*What is expected*:
From the listing below, output the lines between the one with "Convert this table" and the one with "import React from", including those two, and nothing else. Pictures are not copied.
* * * *
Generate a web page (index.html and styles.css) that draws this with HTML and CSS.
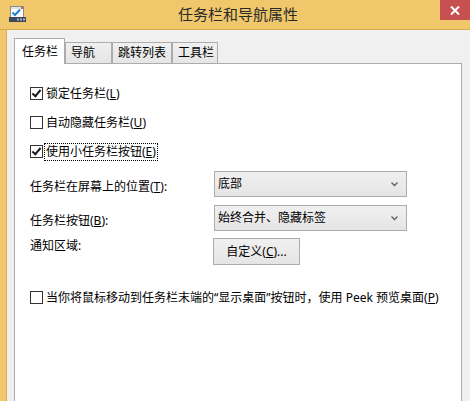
FILE: index.html
```html
<!DOCTYPE html>
<html lang="zh-CN">
<head>
    <meta charset="UTF-8">
    <meta name="viewport" content="width=device-width, initial-scale=1.0">
    <title>任务栏和导航属性</title>
    <link rel="stylesheet" href="styles.css">
</head>
<body>
    <div class="window">
        <div class="titlebar">
            <svg class="app-icon" width="17" height="16" viewBox="0 0 17 16">
                <rect x="1.5" y="0.5" width="13" height="11" fill="#ffffff" stroke="#8c8c8c"/>
                <rect x="2" y="1" width="12" height="2" fill="#e4e4e4"/>
                <rect x="12" y="1" width="2" height="2" fill="#d9534f"/>
                <path d="M3.5 6.5 L6 9 L11 3.5" fill="none" stroke="#1d86d6" stroke-width="2"/>
                <rect x="0" y="11" width="17" height="5" fill="#3e4a5c"/>
                <rect x="8" y="12.5" width="2" height="2" fill="#a9b6c6"/>
                <rect x="11" y="12.5" width="2" height="2" fill="#a9b6c6"/>
                <rect x="14" y="12.5" width="2" height="2" fill="#a9b6c6"/>
            </svg>
            <div class="title">任务栏和导航属性</div>
            <div class="close-btn">
                <svg width="10" height="9" viewBox="0 0 10 9">
                    <path d="M1 0.5 L9 8.5 M9 0.5 L1 8.5" stroke="#ffffff" stroke-width="2"/>
                </svg>
            </div>
        </div>

        <div class="frame">
            <div class="frame-edge"></div>
            <div class="client">
                <div class="tabs">
                    <div class="tab active">任务栏</div>
                    <div class="tab tab-nav">导航</div>
                    <div class="tab tab-jump">跳转列表</div>
                    <div class="tab tab-tools">工具栏</div>
                </div>

                <div class="panel">
                    <div class="check-list">
                        <div class="check-row">
                            <span class="box checked"></span>
                            <span>锁定任务栏(<u>L</u>)</span>
                        </div>
                        <div class="check-row">
                            <span class="box"></span>
                            <span>自动隐藏任务栏(<u>U</u>)</span>
                        </div>
                        <div class="check-row">
                            <span class="box checked"></span>
                            <span class="focused">使用小任务栏按钮(<u>E</u>)</span>
                        </div>
                    </div>

                    <div class="fields">
                        <div class="field-label label-pos">任务栏在屏幕上的位置(<u>T</u>):</div>
                        <div class="dropdown">
                            <span>底部</span>
                            <svg class="chevron" width="7" height="5" viewBox="0 0 7 5">
                                <path d="M0.5 0.5 L3.5 3.5 L6.5 0.5" fill="none" stroke="#606060" stroke-width="1.3"/>
                            </svg>
                        </div>

                        <div class="field-label label-btn">任务栏按钮(<u>B</u>):</div>
                        <div class="dropdown">
                            <span>始终合并、隐藏标签</span>
                            <svg class="chevron" width="7" height="5" viewBox="0 0 7 5">
                                <path d="M0.5 0.5 L3.5 3.5 L6.5 0.5" fill="none" stroke="#606060" stroke-width="1.3"/>
                            </svg>
                        </div>

                        <div class="field-label label-notify">通知区域:</div>
                        <div class="button-cell">
                            <div class="push-button">自定义(<u>C</u>)...</div>
                        </div>
                    </div>

                    <div class="check-row peek-row">
                        <span class="box"></span>
                        <span>当你将鼠标移动到任务栏末端的“显示桌面”按钮时，使用 Peek 预览桌面(<u>P</u>)</span>
                    </div>
                </div>
            </div>
        </div>
    </div>
</body>
</html>
```

FILE: styles.css
```css
body {
    margin: 0;
    padding: 0;
    background-color: #f0f0f0;
    font-family: "Noto Sans", "Noto Sans CJK SC", sans-serif;
    font-size: 12px;
    line-height: 16px;
    color: #000;
}

.window {
    width: 470px;
    height: 401px;
    overflow: hidden;
    display: flex;
    flex-direction: column;
}

.titlebar {
    height: 29px;
    background-color: #f0c86b;
    border-bottom: 1px solid #d7ac4c;
    display: flex;
    align-items: flex-start;
}

.app-icon {
    margin: 6px 0 0 9px;
}

.title {
    flex: 1;
    text-align: center;
    font-size: 15px;
    line-height: 20px;
    color: #2a2a2a;
    padding: 4px 0 0 10px;
}

.close-btn {
    width: 30px;
    height: 20px;
    background-color: #c75050;
    display: flex;
    align-items: center;
    justify-content: center;
}

.frame {
    flex: 1;
    display: flex;
}

.frame-edge {
    width: 6px;
    background-color: #f0c86b;
    border-right: 1px solid #d7ac4c;
}

.client {
    flex: 1;
    padding: 8px 8px 0 7px;
    display: flex;
    flex-direction: column;
}

.tabs {
    display: flex;
    align-items: flex-end;
    height: 25px;
}

.tab {
    box-sizing: border-box;
    height: 21px;
    border: 1px solid #acacac;
    border-bottom: none;
    background: linear-gradient(#f0f0f0, #e5e5e5);
    padding: 2px 0 0 5px;
    line-height: 16px;
}

.tab.active {
    position: relative;
    z-index: 1;
    width: 51px;
    height: 26px;
    margin-bottom: -1px;
    background: #ffffff;
    padding: 5px 0 0 7px;
}

.tab-nav {
    width: 47px;
}

.tab-jump {
    width: 60px;
}

.tab-tools {
    width: 46px;
}

.panel {
    flex: 1;
    background-color: #ffffff;
    border: 1px solid #acacac;
    border-bottom: none;
    padding: 21px 15px 0 15px;
}

.check-list {
    display: flex;
    flex-direction: column;
    gap: 12px;
}

.check-row {
    display: flex;
    align-items: center;
    height: 17px;
    white-space: nowrap;
}

.box {
    box-sizing: border-box;
    width: 13px;
    height: 13px;
    border: 1px solid #333333;
    background-color: #ffffff;
    margin-right: 3px;
    position: relative;
    flex-shrink: 0;
}

.box.checked::after {
    content: "";
    position: absolute;
    left: 3px;
    top: 0px;
    width: 3px;
    height: 7px;
    border-right: 2px solid #1a1a1a;
    border-bottom: 2px solid #1a1a1a;
    transform: rotate(40deg);
}

.focused {
    outline: 1px dotted #000;
    outline-offset: 0;
    padding: 0 1px;
    margin-left: -1px;
}

.fields {
    display: grid;
    grid-template-columns: 184px 193px;
    row-gap: 8px;
    margin-top: 11px;
}

.field-label {
    align-self: start;
}

.label-pos {
    padding-top: 8px;
}

.label-btn {
    padding-top: 8px;
}

.label-notify {
    margin-top: -1px;
}

.dropdown {
    box-sizing: border-box;
    height: 26px;
    border: 1px solid #acacac;
    background: linear-gradient(#f0f0f0, #e5e5e5);
    display: flex;
    align-items: center;
    justify-content: space-between;
    padding: 0 4px 0 3px;
}

.chevron {
    margin-right: 4px;
}

.button-cell {
    margin-left: -1px;
}

.push-button {
    box-sizing: border-box;
    width: 87px;
    height: 27px;
    margin-top: -1px;
    border: 1px solid #acacac;
    background: linear-gradient(#f0f0f0, #e5e5e5);
    display: flex;
    align-items: center;
    justify-content: center;
}

.peek-row {
    margin-top: 24px;
}
```
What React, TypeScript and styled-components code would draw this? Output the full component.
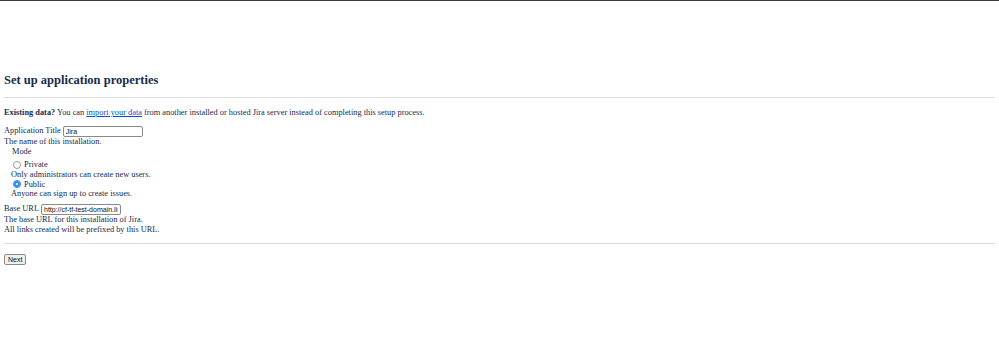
import styled, { createGlobalStyle } from 'styled-components';

const GlobalStyle = createGlobalStyle`
  html, body {
    margin: 0;
    padding: 0;
    background: #ffffff;
  }
  body {
    font-family: "Liberation Serif", "Times New Roman", serif;
    font-size: 8.35px;
    color: #172b4d;
  }
`;

const TopBar = styled.div`
  height: 1px;
  background: #3a3a3a;
`;

const Main = styled.main`
  padding: 72px 4px 0;
`;

const Title = styled.h2`
  margin: 0;
  font-size: 12.5px;
  line-height: 15px;
  font-weight: bold;
  color: #172b4d;
`;

const Divider = styled.hr<{ $top: number; $bottom: number }>`
  border: 0;
  border-top: 1px solid #dcdcdc;
  margin: ${({ $top }) => $top}px 0 ${({ $bottom }) => $bottom}px;
`;

const Intro = styled.p`
  margin: 0;
  line-height: 10px;

  a {
    color: #0052cc;
  }
`;

const FieldRow = styled.div<{ $top: number }>`
  display: flex;
  align-items: center;
  gap: 2px;
  height: 12px;
  margin-top: ${({ $top }) => $top}px;
`;

const Label = styled.label`
  line-height: 10px;
`;

const TextInput = styled.input`
  box-sizing: border-box;
  width: 80px;
  height: 11px;
  padding: 0 2px;
  border: 1px solid #8a8a8a;
  border-radius: 2px;
  font-family: "Liberation Sans", Arial, sans-serif;
  font-size: 7px;
  color: #111111;
  background: #ffffff;
  outline: none;
`;

const Description = styled.div`
  line-height: 9.7px;
`;

const ModeGroup = styled.fieldset`
  border: 0;
  margin: 0;
  padding: 0 0 0 7px;
`;

const Legend = styled.div`
  line-height: 8px;
  padding-left: 1px;
  margin: 1px 0 4px;
`;

const RadioRow = styled.label`
  display: flex;
  align-items: center;
  gap: 3px;
  height: 10px;
  padding-left: 2px;
`;

const Radio = styled.input`
  appearance: none;
  box-sizing: border-box;
  width: 8px;
  height: 8px;
  margin: 0;
  border-radius: 50%;
  border: 1px solid #9a9a9a;
  background: #ffffff;

  &:checked {
    border-color: #3a8cf5;
    background: #3a8cf5;
    box-shadow: inset 0 0 0 2px #3a8cf5, inset 0 0 0 4px #ffffff;
  }
`;

const Button = styled.button`
  box-sizing: border-box;
  height: 11px;
  padding: 0 3px;
  border: 1px solid #8a8a8a;
  border-radius: 2px;
  background: #efefef;
  font-family: "Liberation Sans", Arial, sans-serif;
  font-size: 7px;
  line-height: 9px;
  color: #111111;
`;

const App = () => {
  return (
    <>
      <GlobalStyle />
      <TopBar />
      <Main>
        <Title>Set up application properties</Title>
        <Divider $top={9} $bottom={10} />
        <Intro>
          <b>Existing data?</b> You can <a href="#">import your data</a> from another installed or hosted Jira server
          instead of completing this setup process.
        </Intro>
        <FieldRow $top={7}>
          <Label htmlFor="title">Application Title</Label>
          <TextInput id="title" defaultValue="Jira" />
        </FieldRow>
        <Description>The name of this installation.</Description>
        <ModeGroup>
          <Legend>Mode</Legend>
          <RadioRow>
            <Radio type="radio" name="mode" />
            Private
          </RadioRow>
          <Description>Only administrators can create new users.</Description>
          <RadioRow>
            <Radio type="radio" name="mode" defaultChecked />
            Public
          </RadioRow>
          <Description>Anyone can sign up to create issues.</Description>
        </ModeGroup>
        <FieldRow $top={4}>
          <Label htmlFor="baseurl">Base URL</Label>
          <TextInput id="baseurl" defaultValue="http://cf-tf-test-domain.link" />
        </FieldRow>
        <Description>The base URL for this installation of Jira.</Description>
        <Description>All links created will be prefixed by this URL.</Description>
        <Divider $top={8} $bottom={10} />
        <Button type="button">Next</Button>
      </Main>
    </>
  );
};

export default App;
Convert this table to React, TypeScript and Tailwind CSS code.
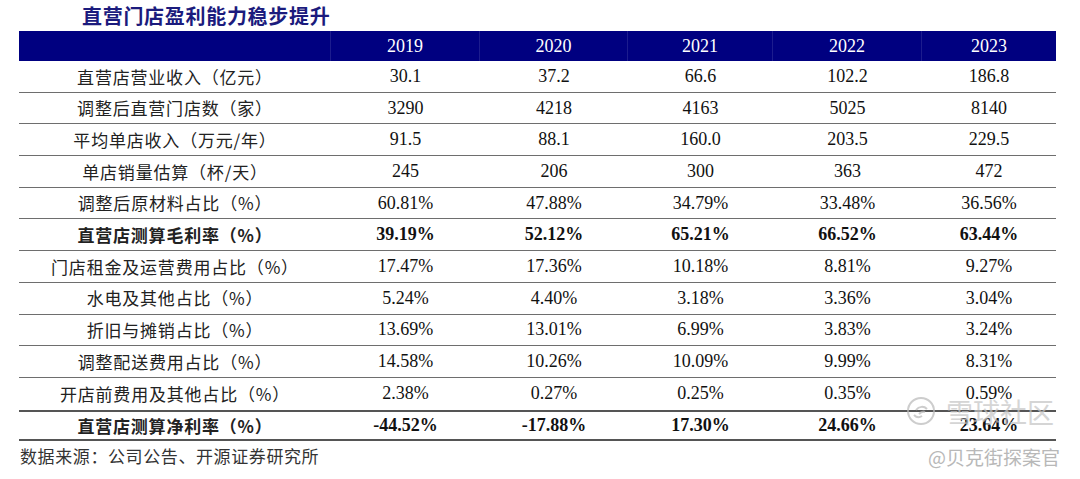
import React from "react";

const rows: { label: string; values: string[]; bold?: boolean }[] = [
  { label: "直营店营业收入（亿元）", values: ["30.1", "37.2", "66.6", "102.2", "186.8"] },
  { label: "调整后直营门店数（家）", values: ["3290", "4218", "4163", "5025", "8140"] },
  { label: "平均单店收入（万元/年）", values: ["91.5", "88.1", "160.0", "203.5", "229.5"] },
  { label: "单店销量估算（杯/天）", values: ["245", "206", "300", "363", "472"] },
  { label: "调整后原材料占比（%）", values: ["60.81%", "47.88%", "34.79%", "33.48%", "36.56%"] },
  { label: "直营店测算毛利率（%）", values: ["39.19%", "52.12%", "65.21%", "66.52%", "63.44%"], bold: true },
  { label: "门店租金及运营费用占比（%）", values: ["17.47%", "17.36%", "10.18%", "8.81%", "9.27%"] },
  { label: "水电及其他占比（%）", values: ["5.24%", "4.40%", "3.18%", "3.36%", "3.04%"] },
  { label: "折旧与摊销占比（%）", values: ["13.69%", "13.01%", "6.99%", "3.83%", "3.24%"] },
  { label: "调整配送费用占比（%）", values: ["14.58%", "10.26%", "10.09%", "9.99%", "8.31%"] },
  { label: "开店前费用及其他占比（%）", values: ["2.38%", "0.27%", "0.25%", "0.35%", "0.59%"] },
  { label: "直营店测算净利率（%）", values: ["-44.52%", "-17.88%", "17.30%", "24.66%", "23.64%"], bold: true },
];

const years = ["2019", "2020", "2021", "2022", "2023"];
const grid = "grid grid-cols-[312px_149px_148px_145px_149px_134px]";
const cjk = "font-['Noto_Sans_CJK_SC',sans-serif]";
const serif = "font-['Liberation_Serif','Noto_Sans_CJK_SC',serif]";

const App = () => {
  return (
    <div className="relative w-[1080px] h-[479px] bg-white overflow-hidden text-[#111]">
      <div className="h-[31px] pl-[82px] flex items-center">
        <h1 className={`${cjk} text-[20px] font-bold tracking-[0.7px] text-[#1b1b7d] leading-none`}>
          直营门店盈利能力稳步提升
        </h1>
      </div>

      <div className="ml-[19px] w-[1037px]">
        <div className={`${grid} h-[30px] bg-[#000080] text-white`}>
          <div className="border-r border-[#1c1c8e]" />
          {years.map((y, i) => (
            <div
              key={y}
              className={`${serif} text-[18px] flex items-center justify-center ${
                i < 4 ? "border-r border-[#1c1c8e]" : ""
              }`}
            >
              {y}
            </div>
          ))}
        </div>

        {rows.map((r, i) => {
          const last = i === rows.length - 1;
          return (
            <div
              key={r.label}
              className={`${grid} h-[31.7px] ${
                last ? "border-t-2 border-b-2 border-[#555]" : i < rows.length - 2 ? "border-b border-[#6e6e6e]" : ""
              } ${r.bold ? "font-bold" : ""}`}
            >
              <div className={`${cjk} text-[17px] tracking-[0.8px] flex items-center justify-center text-[#222]`}>
                {r.label}
              </div>
              {r.values.map((v, j) => (
                <div key={j} className={`${serif} text-[18px] flex items-center justify-center`}>
                  {v}
                </div>
              ))}
            </div>
          );
        })}
      </div>

      <div className={`${cjk} pl-[20px] pt-[6px] text-[17px] tracking-[0.6px] text-[#333] leading-none`}>
        数据来源：公司公告、开源证券研究所
      </div>

      <div className="absolute left-[906px] top-[396px] flex items-center gap-[10px] opacity-70 pointer-events-none">
        <svg width="30" height="30" viewBox="0 0 30 30" fill="none" stroke="#b8b8b8" strokeWidth="2">
          <circle cx="15" cy="15" r="13" />
          <path d="M8 19c2 2 5 3 8 1" />
          <path d="M10 14c3-4 8-4 11-1" />
          <path d="M13 18c2-2 4-3 6-2" />
        </svg>
        <span className={`${cjk} text-[27px] leading-none text-[#c4c4c4]`}>雪球社区</span>
      </div>
      <div className={`absolute left-[928px] top-[447px] ${cjk} text-[19px] leading-none text-[#b8b8b8] pointer-events-none`}>
        @贝克街探案官
      </div>
    </div>
  );
};

export default App;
* * * *
*Result*:
Convert this table to React, TypeScript and Tailwind CSS code.
import React from "react";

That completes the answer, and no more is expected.